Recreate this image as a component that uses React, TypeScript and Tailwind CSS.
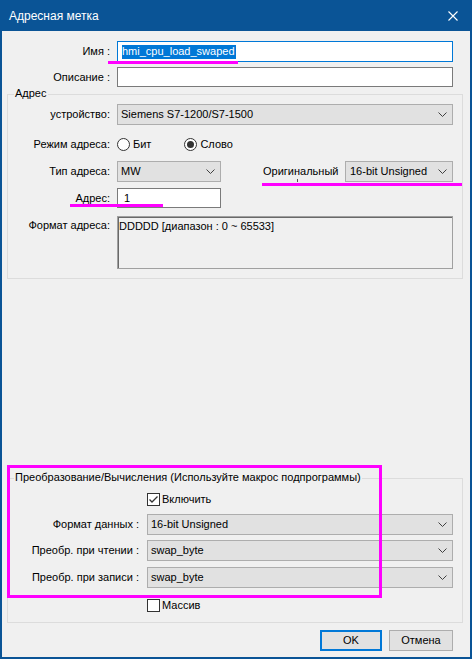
import React from 'react'

const Chevron: React.FC = () => (
    <svg width="9" height="5" viewBox="0 0 9 5" className="shrink-0"><polyline points="0.5,0.5 4.5,4.5 8.5,0.5" fill="none" stroke="#404040" strokeWidth="1" /></svg>
)

const Select: React.FC<{ value: string; w: string; pl?: string }> = ({ value, w, pl = 'pl-[3px]' }) => (
    <div className={`${w} h-[21px] flex items-center justify-between bg-[#e1e1e1] border border-[#adadad] ${pl} pr-[5px]`}>
        <span>{value}</span>
        <Chevron />
    </div>
)

const Radio: React.FC<{ checked?: boolean }> = ({ checked }) => (
    <div className="w-[13px] h-[13px] rounded-full border border-[#333] bg-white flex items-center justify-center shrink-0">
        {checked && <div className="w-[7px] h-[7px] rounded-full bg-[#333]" />}
    </div>
)

const Check: React.FC<{ checked?: boolean }> = ({ checked }) => (
    <div className="w-[13px] h-[13px] border border-[#333] bg-white flex items-center justify-center shrink-0">
        {checked && <svg width="11" height="11" viewBox="0 0 11 11"><polyline points="1.5,5.5 4,8 9.5,2.5" fill="none" stroke="#333" strokeWidth="1.3" /></svg>}
    </div>
)

const App: React.FC = () => {
    const lbl = "text-right shrink-0"
    return (
        <div className="w-[472px] h-[659px] bg-[#f0f0f0] border-x-2 border-b-2 border-[#0a5496] relative flex flex-col text-[11px] text-black leading-none font-['Liberation_Sans',Arial,sans-serif]">
            {/* title bar */}
            <div className="h-[31px] shrink-0 bg-[#0a5496] flex items-center justify-between pl-[7px] pr-[12px] text-white text-[12px]">
                <span>Адресная метка</span>
                <svg width="10" height="10" viewBox="0 0 10 10"><path d="M0.5 0.5 L9.5 9.5 M9.5 0.5 L0.5 9.5" stroke="#fff" strokeWidth="1.1" /></svg>
            </div>

            <div className="flex items-center mt-[10px]">
                <span className={`${lbl} w-[108px]`}>Имя :</span>
                <div className="ml-[7px] w-[336px] h-[21px] bg-white border border-[#0078d7] flex items-center pl-[4px]">
                    <span className="bg-[#0078d7] text-white h-[14px] flex items-center pr-[1px]">hmi_cpu_load_swaped</span>
                </div>
            </div>
            <div className="flex items-center mt-[5px]">
                <span className={`${lbl} w-[108px]`}>Описание :</span>
                <div className="ml-[7px] w-[336px] h-[20px] bg-white border border-[#7a7a7a]" />
            </div>

            {/* Адрес group */}
            <div className="relative mt-[7px] ml-[5px] w-[456px] border border-[#dcdcdc] pt-[9px] pb-[9px]">
                <span className="absolute -top-[7px] left-[6px] px-[1px] bg-[#f0f0f0]">Адрес</span>
                <div className="flex items-center">
                    <span className={`${lbl} w-[102px]`}>устройство:</span>
                    <div className="ml-[7px]"><Select value="Siemens S7-1200/S7-1500" w="w-[336px]" /></div>
                </div>
                <div className="flex items-center mt-[9px] h-[20px]">
                    <span className={`${lbl} w-[102px]`}>Режим адреса:</span>
                    <div className="ml-[7px] flex items-center gap-[3px]"><Radio /><span>Бит</span></div>
                    <div className="ml-[33px] flex items-center gap-[3px]"><Radio checked /><span>Слово</span></div>
                </div>
                <div className="flex items-center mt-[7px]">
                    <span className={`${lbl} w-[102px]`}>Тип адреса:</span>
                    <div className="ml-[7px]"><Select value="MW" w="w-[104px]" /></div>
                    <span className="ml-[42px] w-[82px]">Оригинальный</span>
                    <Select value="16-bit Unsigned" w="w-[108px]" pl="pl-[4px]" />
                </div>
                <div className="flex items-center mt-[6px]">
                    <span className={`${lbl} w-[102px]`}>Адрес:</span>
                    <div className="ml-[7px] w-[104px] h-[20px] bg-white border border-[#7a7a7a] flex items-center pl-[6px]">1</div>
                </div>
                <div className="flex items-start mt-[8px]">
                    <span className={`${lbl} w-[102px] pt-[4px]`}>Формат адреса:</span>
                    <div className="ml-[7px] w-[336px] h-[53px] border border-[#a0a0a0] shadow-[inset_1px_1px_0_#696969] pl-[1px] pt-[4px]">DDDDD [диапазон : 0 ~ 65533]</div>
                </div>
            </div>

            {/* conversion group */}
            <div className="relative mt-[199px] ml-[5px] w-[456px] border border-[#dcdcdc] pt-[12px] pb-[9px]">
                <span className="absolute -top-[7px] left-[6px] px-[1px] bg-[#f0f0f0]">Преобразование/Вычисления (Используйте макрос подпрограммы)</span>
                <div className="flex items-center h-[16px] pl-[139px] gap-[2px]"><Check checked /><span>Включить</span></div>
                <div className="flex items-center mt-[7px]">
                    <span className={`${lbl} w-[131px]`}>Формат данных :</span>
                    <div className="ml-[8px]"><Select value="16-bit Unsigned" w="w-[306px]" /></div>
                </div>
                <div className="flex items-center mt-[5px]">
                    <span className={`${lbl} w-[131px]`}>Преобр. при чтении :</span>
                    <div className="ml-[8px]"><Select value="swap_byte" w="w-[306px]" /></div>
                </div>
                <div className="flex items-center mt-[6px]">
                    <span className={`${lbl} w-[131px]`}>Преобр. при записи :</span>
                    <div className="ml-[8px]"><Select value="swap_byte" w="w-[306px]" /></div>
                </div>
                <div className="flex items-center h-[16px] mt-[9px] pl-[139px] gap-[2px]"><Check /><span>Массив</span></div>
            </div>

            <div className="flex justify-end gap-[7px] mt-[7px] pr-[17px]">
                <div className="w-[62px] h-[21px] bg-[#e1e1e1] border-2 border-[#0078d7] flex items-center justify-center">OK</div>
                <div className="w-[64px] h-[21px] bg-[#e1e1e1] border border-[#adadad] flex items-center justify-center">Отмена</div>
            </div>

            {/* magenta annotations */}
            <div className="absolute left-[106px] top-[61px] w-[130px] h-[3px] bg-[#ff00ff]" />
            <div className="absolute left-[260px] top-[183px] w-[200px] h-[3px] bg-[#ff00ff]" />
            <div className="absolute left-[295px] top-[179px] w-[1px] h-[3px] bg-[#555]" />
            <div className="absolute left-[68px] top-[204px] w-[93px] h-[3px] bg-[#ff00ff]" />
            <div className="absolute left-[5px] top-[465px] w-[375px] h-[133px] border-[3px] border-[#ff00ff]" />
        </div>
    )
}

export default App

—————

**Stated goal:**
Give every line above again exactly, with no pictures.

**The response:**
Recreate this image as a component that uses React, TypeScript and Tailwind CSS.
import React from 'react'

const Chevron: React.FC = () => (
    <svg width="9" height="5" viewBox="0 0 9 5" className="shrink-0"><polyline points="0.5,0.5 4.5,4.5 8.5,0.5" fill="none" stroke="#404040" strokeWidth="1" /></svg>
)

const Select: React.FC<{ value: string; w: string; pl?: string }> = ({ value, w, pl = 'pl-[3px]' }) => (
    <div className={`${w} h-[21px] flex items-center justify-between bg-[#e1e1e1] border border-[#adadad] ${pl} pr-[5px]`}>
        <span>{value}</span>
        <Chevron />
    </div>
)

const Radio: React.FC<{ checked?: boolean }> = ({ checked }) => (
    <div className="w-[13px] h-[13px] rounded-full border border-[#333] bg-white flex items-center justify-center shrink-0">
        {checked && <div className="w-[7px] h-[7px] rounded-full bg-[#333]" />}
    </div>
)

const Check: React.FC<{ checked?: boolean }> = ({ checked }) => (
    <div className="w-[13px] h-[13px] border border-[#333] bg-white flex items-center justify-center shrink-0">
        {checked && <svg width="11" height="11" viewBox="0 0 11 11"><polyline points="1.5,5.5 4,8 9.5,2.5" fill="none" stroke="#333" strokeWidth="1.3" /></svg>}
    </div>
)

const App: React.FC = () => {
    const lbl = "text-right shrink-0"
    return (
        <div className="w-[472px] h-[659px] bg-[#f0f0f0] border-x-2 border-b-2 border-[#0a5496] relative flex flex-col text-[11px] text-black leading-none font-['Liberation_Sans',Arial,sans-serif]">
            {/* title bar */}
            <div className="h-[31px] shrink-0 bg-[#0a5496] flex items-center justify-between pl-[7px] pr-[12px] text-white text-[12px]">
                <span>Адресная метка</span>
                <svg width="10" height="10" viewBox="0 0 10 10"><path d="M0.5 0.5 L9.5 9.5 M9.5 0.5 L0.5 9.5" stroke="#fff" strokeWidth="1.1" /></svg>
            </div>

            <div className="flex items-center mt-[10px]">
                <span className={`${lbl} w-[108px]`}>Имя :</span>
                <div className="ml-[7px] w-[336px] h-[21px] bg-white border border-[#0078d7] flex items-center pl-[4px]">
                    <span className="bg-[#0078d7] text-white h-[14px] flex items-center pr-[1px]">hmi_cpu_load_swaped</span>
                </div>
            </div>
            <div className="flex items-center mt-[5px]">
                <span className={`${lbl} w-[108px]`}>Описание :</span>
                <div className="ml-[7px] w-[336px] h-[20px] bg-white border border-[#7a7a7a]" />
            </div>

            {/* Адрес group */}
            <div className="relative mt-[7px] ml-[5px] w-[456px] border border-[#dcdcdc] pt-[9px] pb-[9px]">
                <span className="absolute -top-[7px] left-[6px] px-[1px] bg-[#f0f0f0]">Адрес</span>
                <div className="flex items-center">
                    <span className={`${lbl} w-[102px]`}>устройство:</span>
                    <div className="ml-[7px]"><Select value="Siemens S7-1200/S7-1500" w="w-[336px]" /></div>
                </div>
                <div className="flex items-center mt-[9px] h-[20px]">
                    <span className={`${lbl} w-[102px]`}>Режим адреса:</span>
                    <div className="ml-[7px] flex items-center gap-[3px]"><Radio /><span>Бит</span></div>
                    <div className="ml-[33px] flex items-center gap-[3px]"><Radio checked /><span>Слово</span></div>
                </div>
                <div className="flex items-center mt-[7px]">
                    <span className={`${lbl} w-[102px]`}>Тип адреса:</span>
                    <div className="ml-[7px]"><Select value="MW" w="w-[104px]" /></div>
                    <span className="ml-[42px] w-[82px]">Оригинальный</span>
                    <Select value="16-bit Unsigned" w="w-[108px]" pl="pl-[4px]" />
                </div>
                <div className="flex items-center mt-[6px]">
                    <span className={`${lbl} w-[102px]`}>Адрес:</span>
                    <div className="ml-[7px] w-[104px] h-[20px] bg-white border border-[#7a7a7a] flex items-center pl-[6px]">1</div>
                </div>
                <div className="flex items-start mt-[8px]">
                    <span className={`${lbl} w-[102px] pt-[4px]`}>Формат адреса:</span>
                    <div className="ml-[7px] w-[336px] h-[53px] border border-[#a0a0a0] shadow-[inset_1px_1px_0_#696969] pl-[1px] pt-[4px]">DDDDD [диапазон : 0 ~ 65533]</div>
                </div>
            </div>

            {/* conversion group */}
            <div className="relative mt-[199px] ml-[5px] w-[456px] border border-[#dcdcdc] pt-[12px] pb-[9px]">
                <span className="absolute -top-[7px] left-[6px] px-[1px] bg-[#f0f0f0]">Преобразование/Вычисления (Используйте макрос подпрограммы)</span>
                <div className="flex items-center h-[16px] pl-[139px] gap-[2px]"><Check checked /><span>Включить</span></div>
                <div className="flex items-center mt-[7px]">
                    <span className={`${lbl} w-[131px]`}>Формат данных :</span>
                    <div className="ml-[8px]"><Select value="16-bit Unsigned" w="w-[306px]" /></div>
                </div>
                <div className="flex items-center mt-[5px]">
                    <span className={`${lbl} w-[131px]`}>Преобр. при чтении :</span>
                    <div className="ml-[8px]"><Select value="swap_byte" w="w-[306px]" /></div>
                </div>
                <div className="flex items-center mt-[6px]">
                    <span className={`${lbl} w-[131px]`}>Преобр. при записи :</span>
                    <div className="ml-[8px]"><Select value="swap_byte" w="w-[306px]" /></div>
                </div>
                <div className="flex items-center h-[16px] mt-[9px] pl-[139px] gap-[2px]"><Check /><span>Массив</span></div>
            </div>

            <div className="flex justify-end gap-[7px] mt-[7px] pr-[17px]">
                <div className="w-[62px] h-[21px] bg-[#e1e1e1] border-2 border-[#0078d7] flex items-center justify-center">OK</div>
                <div className="w-[64px] h-[21px] bg-[#e1e1e1] border border-[#adadad] flex items-center justify-center">Отмена</div>
            </div>

            {/* magenta annotations */}
            <div className="absolute left-[106px] top-[61px] w-[130px] h-[3px] bg-[#ff00ff]" />
            <div className="absolute left-[260px] top-[183px] w-[200px] h-[3px] bg-[#ff00ff]" />
            <div className="absolute left-[295px] top-[179px] w-[1px] h-[3px] bg-[#555]" />
            <div className="absolute left-[68px] top-[204px] w-[93px] h-[3px] bg-[#ff00ff]" />
            <div className="absolute left-[5px] top-[465px] w-[375px] h-[133px] border-[3px] border-[#ff00ff]" />
        </div>
    )
}

export default App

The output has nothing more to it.